CMS investing $1.8B to fund 1,000 new residency slots, the largest increase in 25 years
The Centers for Medicare & Medicaid Services is investing $1.8 billion to fund 1,000 new physician residency slots, the largest such increase in 25 years, officials announced Friday.
CMS will target its dollars toward hospitals that serve rural and underserved communities with an eye toward improving health equity. The feds plan to phase-in the additions, adding 200 residency slots annually over the next five years.
Administrator Chiquita Brooks-LaSure said the Consolidated Appropriations Act of 2021, passed by Congress in late 2020, has created “tremendous opportunity” to begin addressing inequities in medicine.
“CMS recognizes the importance of encouraging more health professionals to work in rural and underserved areas, and the need to train and retain physicians to improve access to healthcare in these communities,” she said in a Dec. 17 statement.

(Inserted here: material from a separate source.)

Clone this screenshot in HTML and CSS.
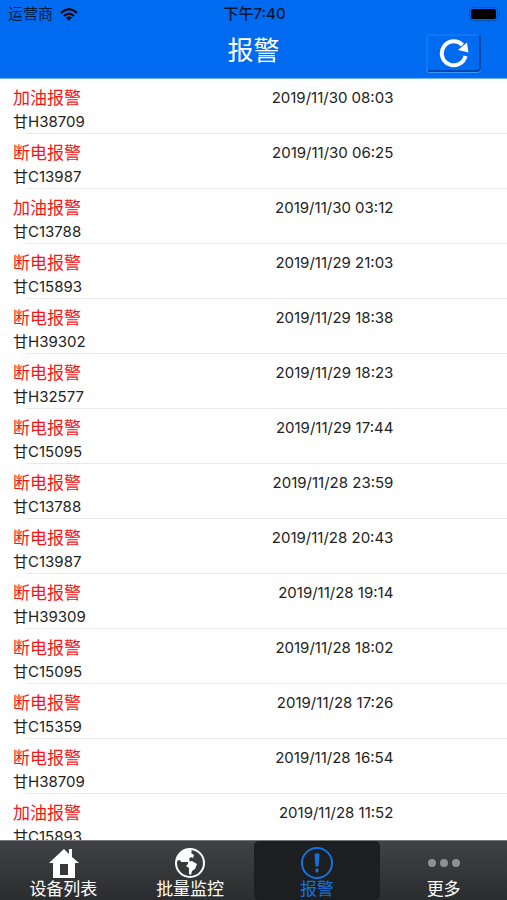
FILE: index.html
```
<!DOCTYPE html>
<html lang="zh-CN">
<head>
    <meta charset="UTF-8">
    <meta name="viewport" content="width=device-width, initial-scale=1">
    <title>报警</title>

    <link rel="stylesheet" href="styles.css">

</head>
<body>
<header class="header">
    <div class="status-bar">
        <div class="carrier">
            <span>运营商</span>
            <svg width="18" height="13" viewBox="0 0 18 13">
                <g fill="none" stroke="#000" stroke-width="2">
                    <path d="M1 5Q9 -2.500 17 5"/>
                    <path d="M4 8Q9 3.200 14 8"/>
                </g>
                <path d="M6 9.800Q9 7.400 12 9.800L9 12.800Z" fill="#000"/>
            </svg>
        </div>
        <div class="clock">下午7:40</div>
        <div class="battery">
            <svg width="32" height="14" viewBox="0 0 32 14">
                <rect x="0.500" y="0.500" width="28" height="13" rx="3.500" fill="none" stroke="#0053b8"/>
                <rect x="2" y="2" width="25" height="10" rx="2" fill="#000"/>
                <path d="M30 5Q32 7 30 9Z" fill="#003f8c"/>
            </svg>
        </div>
    </div>
    <div class="title-bar">
        <h1>报警</h1>
        <button class="refresh" type="button" aria-label="刷新">
            <svg width="30" height="30" viewBox="0 0 30 30">
                <path d="M26.500 18A12 12 0 1 1 23.500 7" fill="none" stroke="#fff" stroke-width="4"/>
                <path d="M28 4.500L29.500 14.500L19 12Z" fill="#fff"/>
            </svg>
        </button>
    </div>
</header>

<main class="alarms">
    <ul class="alarm-list">
        <li class="alarm"><h2>加油报警</h2><time>2019/11/30 08:03</time><p>甘H38709</p></li>
        <li class="alarm"><h2>断电报警</h2><time>2019/11/30 06:25</time><p>甘C13987</p></li>
        <li class="alarm"><h2>加油报警</h2><time>2019/11/30 03:12</time><p>甘C13788</p></li>
        <li class="alarm"><h2>断电报警</h2><time>2019/11/29 21:03</time><p>甘C15893</p></li>
        <li class="alarm"><h2>断电报警</h2><time>2019/11/29 18:38</time><p>甘H39302</p></li>
        <li class="alarm"><h2>断电报警</h2><time>2019/11/29 18:23</time><p>甘H32577</p></li>
        <li class="alarm"><h2>断电报警</h2><time>2019/11/29 17:44</time><p>甘C15095</p></li>
        <li class="alarm"><h2>断电报警</h2><time>2019/11/28 23:59</time><p>甘C13788</p></li>
        <li class="alarm"><h2>断电报警</h2><time>2019/11/28 20:43</time><p>甘C13987</p></li>
        <li class="alarm"><h2>断电报警</h2><time>2019/11/28 19:14</time><p>甘H39309</p></li>
        <li class="alarm"><h2>断电报警</h2><time>2019/11/28 18:02</time><p>甘C15095</p></li>
        <li class="alarm"><h2>断电报警</h2><time>2019/11/28 17:26</time><p>甘C15359</p></li>
        <li class="alarm"><h2>断电报警</h2><time>2019/11/28 16:54</time><p>甘H38709</p></li>
        <li class="alarm"><h2>加油报警</h2><time>2019/11/28 11:52</time><p>甘C15893</p></li>
    </ul>
</main>

<nav class="tabs">
    <a class="tab" href="#devices">
        <svg width="32" height="32" viewBox="0 0 32 32">
            <path d="M17 2L22 7V2H25V10L32 16H28V31H6V16H2Z" fill="#fff"/>
            <path d="M13 17H21V28H13Z" fill="#37383a"/>
        </svg>
        <span>设备列表</span>
    </a>
    <a class="tab" href="#monitor">
        <svg width="32" height="32" viewBox="0 0 32 32">
            <circle cx="16" cy="16" r="14" fill="none" stroke="#fff" stroke-width="2"/>
            <path d="M2.500 14C3.500 7 9 2.500 16 2.500L18 4L17 6L20 8L19 11L17 10L15 12L16 15H7L6 13Z" fill="#fff"/>
            <path d="M14 15L18 14L23 17L21 22L18 24L17 28L15 27V21L12 19L14 17Z" fill="#fff"/>
        </svg>
        <span>批量监控</span>
    </a>
    <a class="tab active" href="#alarms" aria-current="page">
        <svg width="32" height="32" viewBox="0 0 32 32">
            <circle cx="16" cy="16" r="15" fill="none" stroke="#1273e0" stroke-width="2"/>
            <path d="M14 7H18L17 19H15ZM15 22H17V25H15Z" fill="#1273e0" stroke="#1273e0"/>
        </svg>
        <span>报警</span>
    </a>
    <a class="tab" href="#more">
        <svg width="32" height="32" viewBox="0 0 32 32">
            <g fill="#8e8f91">
                <circle cx="4" cy="16" r="4"/>
                <circle cx="16" cy="16" r="4"/>
                <circle cx="28" cy="16" r="4"/>
            </g>
        </svg>
        <span>更多</span>
    </a>
</nav>
</body>
</html>
```
FILE: styles.css
```
* {
    box-sizing: border-box;
}

body {
    display: flex;
    flex-direction: column;
    height: 100vh;
    margin: 0;
    background-color: #fff;
    color: #222;
    font-family: Inter, "Noto Sans CJK SC", sans-serif;
}

h1, h2, p, ul {
    margin: 0;
    padding: 0;
    font-weight: 400;
}

svg {
    display: block;
}

.header {
    flex: none;
    background-color: #006bf1;
    border-bottom: 1px solid #6fb5fb;
}

.status-bar,
.title-bar {
    display: grid;
    grid-template-columns: 1fr auto 1fr;
    align-items: center;
}

.status-bar {
    height: 28px;
    padding: 0 6px 0 8px;
    color: #001c40;
    font-size: 15px;
    line-height: 20px;
}

.carrier {
    display: flex;
    align-items: center;
    gap: 7px;
}

.clock {
    color: #001530;
    font-weight: 500;
}

.battery {
    justify-self: end;
}

.title-bar {
    height: 50px;
    padding-right: 26px;
    padding-left: 26px;
    color: #fff;
}

.title-bar h1 {
    grid-column: 2;
    padding-bottom: 4px;
    font-size: 26px;
    line-height: 36px;
}

.refresh {
    display: flex;
    justify-content: center;
    align-items: center;
    justify-self: end;
    width: 55px;
    height: 38px;
    padding: 0;
    background-color: #006bf1;
    border: 2px solid;
    border-color: #0f76f6 #0049b0 #0049b0 #0f76f6;
    border-radius: 4px;
    box-shadow: 0 1px 0 #3d94fa;
}

.alarms {
    flex: 1;
    min-height: 0;
    overflow: hidden;
}

.alarm-list {
    list-style: none;
}

.alarm {
    display: grid;
    grid-template-columns: 1fr 1fr 23%;
    grid-template-rows: 24px 24px;
    align-items: center;
    height: 55px;
    padding-top: 7px;
    padding-left: 13px;
    background: linear-gradient(#e9e9e9, #e9e9e9) 26px 100% / 100% 1px no-repeat;
}

.alarm h2 {
    color: #fa1216;
    font-size: 17px;
    line-height: 24px;
}

.alarm time {
    justify-self: end;
    font-size: 15px;
    line-height: 24px;
    white-space: nowrap;
}

.alarm p {
    grid-column: 1;
    font-size: 15px;
    line-height: 24px;
}

.tabs {
    display: flex;
    flex: none;
    height: 60px;
    background: linear-gradient(#414245, #2b2c2e);
    border-top: 1px solid #77787a;
}

.tab {
    display: flex;
    flex: 1;
    flex-direction: column;
    align-items: center;
    padding-top: 6px;
    color: #fff;
    font-size: 17px;
    line-height: 20px;
    text-decoration: none;
}

.tab.active {
    background-color: #1c1e1f;
    border-radius: 5px;
    color: #1273e0;
}
```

The feds are establishing policies to distribute the new residency slots through the 2022 Inpatient Prospective Payment System final rule. CMS said it plans to prioritize hospitals with training programs in areas demonstrating the greatest need for physicians. They’ll look to announce the first round of slots by Jan. 31, 2023, which will become effective by July 1 of that year.
Radiologists and lawmakers earlier this year had advocated for much larger numbers. The Resident Physician Shortage Act of 2021, introduced in the House in March, would have added 2,000 slots each year for a total of 14,000 positions by 2029. Advocates had hoped Congress would include the proposal in President Joe Biden’s signature legislation, the Build Back Better Act. But any advancement is now on hold until next year, with Sen. Joe Manchin, D-W.Va., withdrawing his support.
“The language directly addresses the growing physician shortage highlighted by the COVID-19 pandemic, which strained an already overburdened healthcare delivery system,” the American College of Radiology said in a Dec. 9 news update, urging its members to contact their senators to push the resolution past the finish line. “Increasing the number of residency slots would help alleviate some of that burden while securing a robust physician workforce for the challenges ahead.”